TrainingArguments(_n_gpu=1, adafactor=False, adam_beta1=0.9,
adam_beta2=0.999, adam_epsilon=1e-08, dataloader_drop_last=False, dataloader_num_workers=0, dataloader_pin_memory=True, ddp_find_unused_parameters=None, debug=[], deepspeed=None, disable_tqdm=True, do_eval=False, do_predict=False, do_train=True, eval_accumulation_steps=None, eval_steps=None, evaluation_strategy=IntervalStrategy.NO, fp16=False, fp16_backend=auto, fp16_full_eval=False, fp16_opt_level=O1, gradient_accumulation_steps=1, greater_is_better=None, group_by_length=False, ignore_data_skip=False, label_names=None, label_smoothing_factor=0.0, learning_rate=5e-05, length_column_name=length, load_best_model_at_end=False, local_rank=-1, log_level=-1, log_level_replica=-1, log_on_each_node=True, logging_dir=test-mlm-wiki/runs/Aug27_17-12-33, logging_first_step=False, logging_steps=500, logging_strategy=IntervalStrategy.STEPS, lr_scheduler_type=SchedulerType.LINEAR, max_grad_norm=1.0, max_steps=-1, metric_for_best_model=None, mp_parameters=, no_cuda=False, num_train_epochs=1.0, output_dir=test-mlm-wiki, overwrite_output_dir=True, past_index=-1, per_device_eval_batch_size=8, per_device_train_batch_size=32, prediction_loss_only=False, push_to_hub=False, push_to_hub_model_id=test-mlm-wiki-sst5-100, push_to_hub_organization=None, push_to_hub_token=None, remove_unused_columns=True, report_to=[‘tensorboard’], resume_from_checkpoint=None, run_name=test-mlm-wik, save_on_each_node=False, save_steps=5000, save_strategy=IntervalStrategy.STEPS,
save_total_limit=1, seed=42, sharded_ddp=[], skip_memory_metrics=True, tpu_metrics_debug=False, tpu_num_cores=None, use_legacy_prediction_loop=False, warmup_ratio=0.1, warmup_steps=0, weight_decay=0.0)

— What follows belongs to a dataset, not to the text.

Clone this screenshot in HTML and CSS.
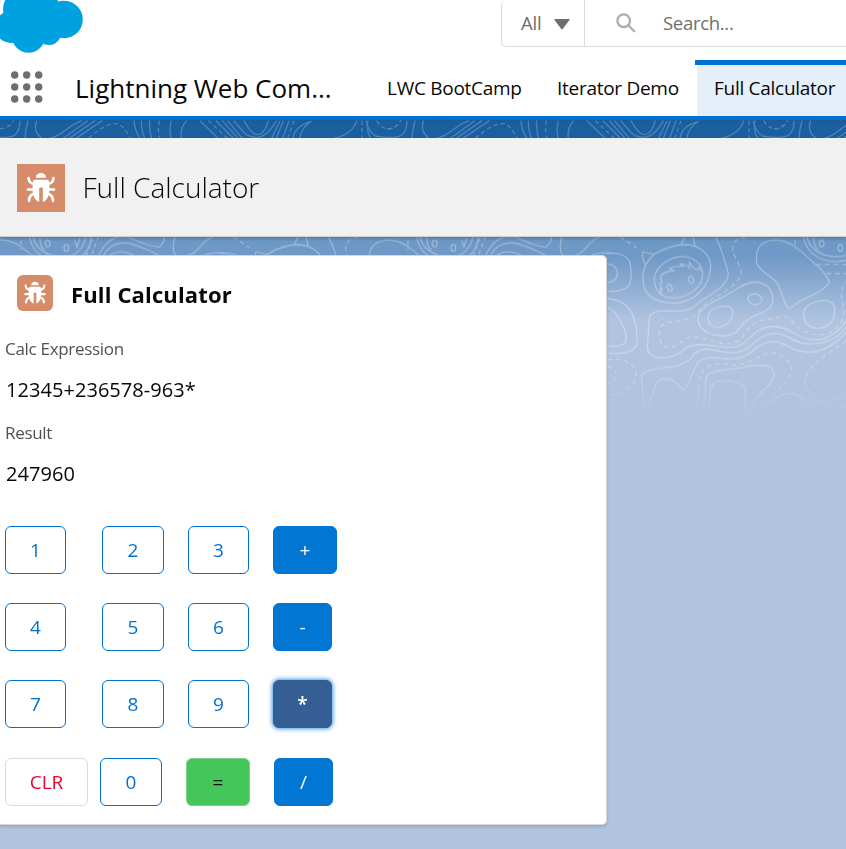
FILE: index.html
```html
<!DOCTYPE html>
<html lang="en">
<head>
<meta charset="utf-8">
<title>Full Calculator</title>
<link rel="stylesheet" href="styles.css">
</head>
<body>
<header class="global">
  <svg class="cloud" viewBox="0 0 84 54" width="84" height="54" fill="#00a1e0"><circle cx="64" cy="19.5" r="18.8"/><circle cx="28.5" cy="36" r="16.7"/><circle cx="11" cy="27" r="16"/><circle cx="49" cy="33" r="12"/><circle cx="22" cy="9" r="19"/><circle cx="43" cy="8" r="16.5"/><circle cx="38" cy="24" r="15"/></svg>
  <div class="search">
    <div class="scope"><span class="t-all">All</span><svg width="16" height="11" viewBox="0 0 16 11"><path d="M1 0h14q1 0 .5 1L8.700 10q-.7 1-1.400 0L.5 1Q0 0 1 0z" fill="#706e6b"/></svg></div>
    <div class="query"><svg width="20" height="20" viewBox="0 0 20 20" fill="none" stroke="#b0adab" stroke-width="2.300" stroke-linecap="round"><circle cx="7.700" cy="7.700" r="6.300"/><path d="M12.500 12.500l5.800 5.800"/></svg><span class="t-search">Search...</span></div>
  </div>
</header>
<nav class="nav">
  <svg class="waffle" width="32" height="32" viewBox="0 0 32 32" fill="#706e6b"><circle cx="3.700" cy="4" r="3.700"/><circle cx="15.700" cy="4" r="3.700"/><circle cx="27.700" cy="4" r="3.700"/><circle cx="3.700" cy="16" r="3.700"/><circle cx="15.700" cy="16" r="3.700"/><circle cx="27.700" cy="16" r="3.700"/><circle cx="3.700" cy="28" r="3.700"/><circle cx="15.700" cy="28" r="3.700"/><circle cx="27.700" cy="28" r="3.700"/></svg>
  <span class="app">Lightning Web Com...</span>
  <a class="tab t-boot">LWC BootCamp</a>
  <a class="tab t-iter">Iterator Demo</a>
  <a class="tab active"><span class="t-full">Full Calculator</span></a>
</nav>
<svg class="strip" width="846" height="18" viewBox="0 18 2538 54" fill="none" stroke="#4a84b9" stroke-width="4">
  <defs><g id="ridge">
    <path d="M110 20Q98 50 125 73M60 20Q60 52 43 64Q20 76-35 66Q-58 50-62 20M84 20Q76 50 75 73M147 73C185 70 200 35 246 20M190 73L263 20M208 73L285 20M228 73L307 20M402 20Q404 50 420 73M424 20Q424 50 434 73M449 20Q447 50 455 73M514 20Q506 50 514 73M560 20Q540 40 544 73M600 20L654 73M648 20L700 73M667 20L714 73M683 20L727 73M701 20C732 55 739 71 771 70Q803 68 829 20M732 20Q755 63 773 62Q795 60 805 20M815 73L840 20M829 73L850 20M848 73L867 20M879 73Q884 35 935 22M899 73Q905 40 932 24M1070 20Q1058 62 1000 73M1104 20Q1098 50 1112 73"/>
    <path stroke-dasharray="13 9" d="M265 73Q320 25 350 29Q370 32 390 73M478 20Q472 50 480 73M625 20L682 73M882 20L863 73M1086 20V73M1130 20Q1145 45 1168 45Q1190 44 1202 20M0 44Q25 44 41 20"/>
  </g></defs>
  <use href="#ridge"/><use href="#ridge" x="1161"/><use href="#ridge" x="2322"/>
</svg>
<section class="page-head">
  <svg class="page-icon" width="48" height="48" viewBox="0 0 48 48"><g id="bug"><path fill="#fff" d="M24 9c-3.500 0-5 2.500-5 4.200Q19 13.700 19.500 13.700h9q.5 0 .5-.5C29 11.500 27.500 9 24 9zM17.500 15.700q-1.500 0-1.500 2L15.500 23c0 8 2 13.500 6.700 15V24.500q0-1 1-1h1.600q1 0 1 1V38c4.700-1.500 6.700-7 6.700-15l-.5-5.300q0-2-1.500-2z"/><path fill="none" stroke="#fff" stroke-width="2.700" stroke-linecap="round" stroke-linejoin="round" d="M11.500 14q.3 5 5.500 6M36.500 14q-.3 5-5.500 6M11 25.500h5M37 25.500h-5M12 36.800q0-5 4.500-7M36 36.800q0-5-4.500-7"/></g></svg>
  <h1 class="t-h1">Full Calculator</h1>
</section>
<main class="canvas">
  <svg class="contours" width="846" height="193" viewBox="0 21 2538 579" fill="none" stroke="#fff" stroke-width="3.800">
    <defs>
      <linearGradient id="fade" x1="0" y1="0" x2="0" y2="1"><stop offset="0" stop-color="#fff" stop-opacity=".32"/><stop offset=".6" stop-color="#fff" stop-opacity=".32"/><stop offset=".8" stop-color="#fff" stop-opacity=".2"/><stop offset=".94" stop-color="#fff" stop-opacity="0"/></linearGradient>
      <mask id="m" maskUnits="userSpaceOnUse" x="0" y="21" width="2538" height="579" style="mask-type:alpha"><rect x="0" y="21" width="2538" height="579" fill="url(#fade)" stroke="none"/></mask>
      <g id="map">
        <path d="M20 70Q70 66 88 92Q98 130 90 160Q80 185 22 184M20 102Q48 100 53 130Q50 157 20 157M22 206Q75 208 96 250Q112 290 112 335Q105 368 60 370H22M22 232Q48 240 67 285Q85 315 76 337Q66 350 22 348"/>
        <path d="M128 65L162 73Q210 44 257 44C300 45 333 75 332 110C330 170 285 214 230 219C180 222 140 203 132 170C124 135 131 100 162 73M128 65Q126 88 137 104M243 44Q252 25 258 20M279 20L286 50M186 196C165 180 161 151 163 142C170 108 205 84 240 80C280 78 305 100 308 130C307 170 280 192 230 203Q205 206 186 196M186 196L180 176L187 179L179 160L186 158L181 138Q195 124 221 122L209 115Q225 107 249 109L241 102Q257 103 269 114L268 97L281 115L290 120L299 112L300 124"/>
        <ellipse cx="209" cy="173" rx="7" ry="11" transform="rotate(-20 209 173)"/><ellipse cx="273" cy="149" rx="7" ry="11" transform="rotate(-20 273 149)"/>
        <path d="M347 20Q370 70 385 130C383 175 320 195 287 226Q255 250 200 242Q150 242 148 265L142 350Q143 382 185 383Q225 385 260 353Q280 341 325 345C390 355 415 360 445 327C490 275 540 285 580 308Q640 345 690 318Q725 300 738 270M470 100C465 55 480 35 520 30C570 28 600 60 635 93Q675 125 688 155C678 185 595 210 583 226Q567 238 560 230C540 188 540 160 515 143Q485 125 470 100M297 250C320 215 372 205 395 186C435 158 475 145 503 170C523 190 520 218 513 230C492 255 450 250 420 293C400 325 350 320 323 308Q285 285 297 250"/>
        <path d="M327 250C335 232 370 225 389 231C405 240 398 270 380 283C360 295 340 295 328 280Q322 265 327 250M443 205Q445 192 465 191Q483 193 486 208Q482 224 463 224Q447 221 443 205M611 245C620 217 660 208 685 213C708 220 710 250 695 275C675 300 640 300 620 282Q610 270 611 245"/>
        <path d="M270 389Q290 354 325 357C390 370 417 378 455 345C500 300 535 305 570 324C630 360 710 335 738 292M128 550C140 500 115 445 128 430C150 410 210 418 244 403Q257 396 270 389M295 396C275 425 265 477 252 478C235 475 235 445 190 446C165 450 165 480 150 509Q145 525 160 550M285 550C340 520 300 455 325 432C350 415 420 420 440 409Q480 402 510 410Q530 425 518 450C500 480 480 480 460 520L440 550M330 550C328 500 325 470 347 455C390 448 410 455 435 470V550M500 530C540 490 570 480 600 500Q635 525 660 555M703 550Q715 530 738 530"/>
        <path d="M295 396Q310 382 345 383C390 388 425 395 465 357C510 320 540 335 580 357Q660 390 738 308"/>
        <path stroke-dasharray="14 11" d="M60 20L110 53M437 22C400 25 395 45 400 72Q415 95 424 125C418 162 380 180 350 200Q315 215 290 252Q255 275 209 276C180 280 180 295 177 310C178 345 195 355 212 352C240 350 255 315 285 321C340 327 400 365 430 317C460 260 510 270 555 258Q580 275 590 290Q630 320 680 312C735 295 735 240 728 220Q718 190 734 155M22 390Q80 380 109 420Q110 460 80 480Q50 494 22 497M22 406Q55 425 50 440Q45 455 22 462M240 550C320 520 285 480 300 440C310 395 370 398 400 405C450 405 490 365 520 369C560 378 578 405 575 425C565 460 510 500 480 545M738 332C700 365 600 410 618 470Q630 500 670 517Q710 515 738 490M650 103H738M680 131H738M585 30V60"/>
        <path d="M611 20Q615 60 655 83Q710 105 755 85Q794 65 795 20M621 20Q630 60 675 75Q735 90 760 60Q775 45 780 20M642 23Q640 50 656 60M761 25L753 51L746 30"/>
        <ellipse cx="665" cy="40" rx="7" ry="10"/><ellipse cx="721" cy="54" rx="7" ry="10"/>
        <path stroke-dasharray="12 10" d="M817 20Q810 40 795 80M800 25L780 80"/>
        <path d="M818 76Q850 10 905 20Q970 50 1000 51Q1018 35 1014 20M832 76Q860 30 910 40Q960 55 998 76M850 76Q885 55 925 76M1047 20Q1035 60 1050 76M1085 76C1120 70 1120 35 1161 20M1135 76Q1160 65 1200 70"/>
      </g>
    </defs>
    <g mask="url(#m)"><use href="#map" x="-522"/><use href="#map" x="639"/><use href="#map" x="1800"/></g>
  </svg>
  <article class="card">
    <div class="card-head"><svg class="card-icon" width="36" height="36" viewBox="0 0 48 48"><use href="#bug"/></svg><h2 class="t-h2">Full Calculator</h2></div>
    <div class="label"><span class="t-expr">Calc Expression</span></div>
    <div class="value"><span class="t-val">12345+236578-963*</span></div>
    <div class="label"><span class="t-res">Result</span></div>
    <div class="value"><span class="t-val2">247960</span></div>
    <div class="keys">
      <button>1</button><button class="w62">2</button><button>3</button><button class="op plus">+</button>
      <button>4</button><button class="w62">5</button><button>6</button><button class="op">-</button>
      <button>7</button><button class="w62">8</button><button>9</button><button class="op focus">*</button>
    </div>
    <div class="last"><button class="clr">CLR</button><button class="w62">0</button><button class="eq">=</button><button class="op">/</button></div>
  </article>
</main>
</body>
</html>
```
FILE: styles.css
```css
* { box-sizing: border-box; }
body { margin: 0; width: 846px; height: 849px; overflow: hidden; background: #fff; color: #080707; font-family: "Open Sans", "Noto Sans", sans-serif; font-weight: 400; display: flex; flex-direction: column; white-space: nowrap; }
h1, h2 { margin: 0; }
svg { display: block; flex: none; }
.global { height: 60px; display: flex; justify-content: space-between; flex: none; }
.search { width: 345px; height: 47px; display: flex; border: 1px solid #dddbda; border-top: 0; border-right: 0; border-radius: 5px 0 0 5px; color: #706e6b; font-size: 18.5px; line-height: 26px; }
.scope { width: 83px; border-right: 1px solid #dddbda; padding: 10px 0 0 19px; display: flex; }
.scope svg { margin: 9px 0 0 11px; }
.t-all { width: 22px; letter-spacing: -.2px; }
.t-search { letter-spacing: -.3px; }
.query { display: flex; padding: 10px 0 0 31px; }
.query svg { margin: 3px 27px 0 0; }
.nav { height: 60px; flex: none; border-bottom: 4px solid #0070d2; display: flex; font-size: 19px; line-height: 56px; }
.waffle { margin: 11px 0 0 11px; width: 32px; }
.app { margin-left: 32px; width: 312px; font-size: 26px; line-height: 57px; }
.tab { width: 170px; letter-spacing: -.28px; }
.t-iter { width: 138px; }
.active { width: 151px; border-top: 5px solid #0070d2; padding-left: 19px; line-height: 46px; background: linear-gradient(90deg, #fff 2px, #e5effa 2px); }
.strip { background: linear-gradient(#1b5c98, #1b5f9e 6px); }
.page-head { height: 99px; flex: none; background: #f1f1f1; border-bottom: 1px solid #d0d0d0; display: flex; padding: 26px 0 0 17px; position: relative; box-shadow: 0 2px 3px rgba(0,0,0,.18); z-index: 1; }
.page-icon, .card-icon { background: #d68b6b; }
.page-head h1 { margin: 2px 0 0 17.5px; font-size: 28px; line-height: 42px; font-weight: 300; }
.canvas { flex: 1; position: relative; background: linear-gradient(#6c98c6 0, #7199c7 20px, #b0c4df 84px); padding-top: 18px; }
.contours { position: absolute; left: 0; top: 0; }
.card { position: relative; width: 607px; height: 570px; background: #fff; border: 1px solid #d8d6d4; border-left: 0; border-radius: 0 5px 5px 0; box-shadow: 0 2px 3px rgba(0,0,0,.13); }
.card-head { display: flex; padding: 19px 0 0 17px; }
.card-icon { border-radius: 6px; }
.card-head h2 { margin-left: 18px; font-size: 22px; line-height: 38px; font-weight: 700; letter-spacing: .15px; height: 36px; }
.label { height: 42px; padding-left: 5px; font-size: 17px; line-height: 42px; margin-top: 17px; color: #51514f; letter-spacing: -.3px; }
.value { height: 42px; padding-left: 6px; font-size: 20px; line-height: 40px; letter-spacing: .05px; }
.value + .label { margin-top: 0; }
.keys { display: grid; grid-template-columns: 97px 86px 85px 64px; grid-template-rows: 77px 77px 78px; padding: 30px 0 0 5px; }
.last { display: flex; padding-left: 5px; }
button { width: 61px; height: 48px; padding: 0; border: 1px solid #0070d2; border-radius: 6px; background: #fff; color: #0070d2; font: 400 19px/46px "Open Sans", "Noto Sans", sans-serif; }
.w62 { width: 62px; }
.op { width: 59px; background: #0176d3; border-color: #0176d3; color: #fff; font-weight: 400; }
.plus { width: 64px; }
.focus { background: #355e95; border-color: #355e95; box-shadow: 0 0 4px 1px #3d9be8; font-weight: 600; }
.clr { width: 83px; margin-right: 12px; border-color: #dddbda; color: #e4072b; }
.eq { width: 64px; margin: 0 24px; background: #45c65a; border-color: #7bd488; color: #080707; }
```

These are the difference I’ve found:

4.5.1 4.9.2
debug=False debug=[]
eval_steps=500 eval_steps=None
logging_dir=runs/Aug08_11-51-18_dogfish-01 logging_dir=est-mlm-wiki/runs/Aug27_17-12-33_dogfish-01
- log_level=-1
- log_level_replica=-1
- log_on_each_node=True
- push_to_hub=False
- push_to_hub_model_id=test-mlm-wiki
- push_to_hub_organization=None
- push_to_hub_token=None
- save_on_each_node=False
- use_legacy_prediction_loop=False
- resume_from_checkpoint=None

Any ideas why this happens?

I wonder if something is going on with the tokenizer…
When running on the 4.5.1 version, I changed in run_mlm script AutoTokenizer to BertTokenizer (it had a bug perhaps, wouldn’t recognize my tokenizer).
On 4.9.2 I get this error when running the script:
“The tokenizer class you load from this checkpoint is not the same type as the class this function is called from. It may result in unexpected tokenization.
The tokenizer class you load from this checkpoint is ‘T5TokenizerFast’.
The class this function is called from is ‘BertTokenizer’.”

That’s the code I’m using to train the tokenizer:
tokenizer = BertWordPieceTokenizer()
tokenizer.train(files=[‘wikipedia_1e6.txt], vocab_size=30000)
tokenizer.save_model(’/tokenizers/vocab_folder’)
tokenizer = BertTokenizer.from_pretrained(’/tokenizers/vocab_folder’)
tokenizer.save_pretrained(’/tokenizers/wikipedia_1e6/’)

However, when training tokenizer with transformers 4.9.2 and using it in run_mlm I still get a bigger train loss (than 4.5.1), but no warning.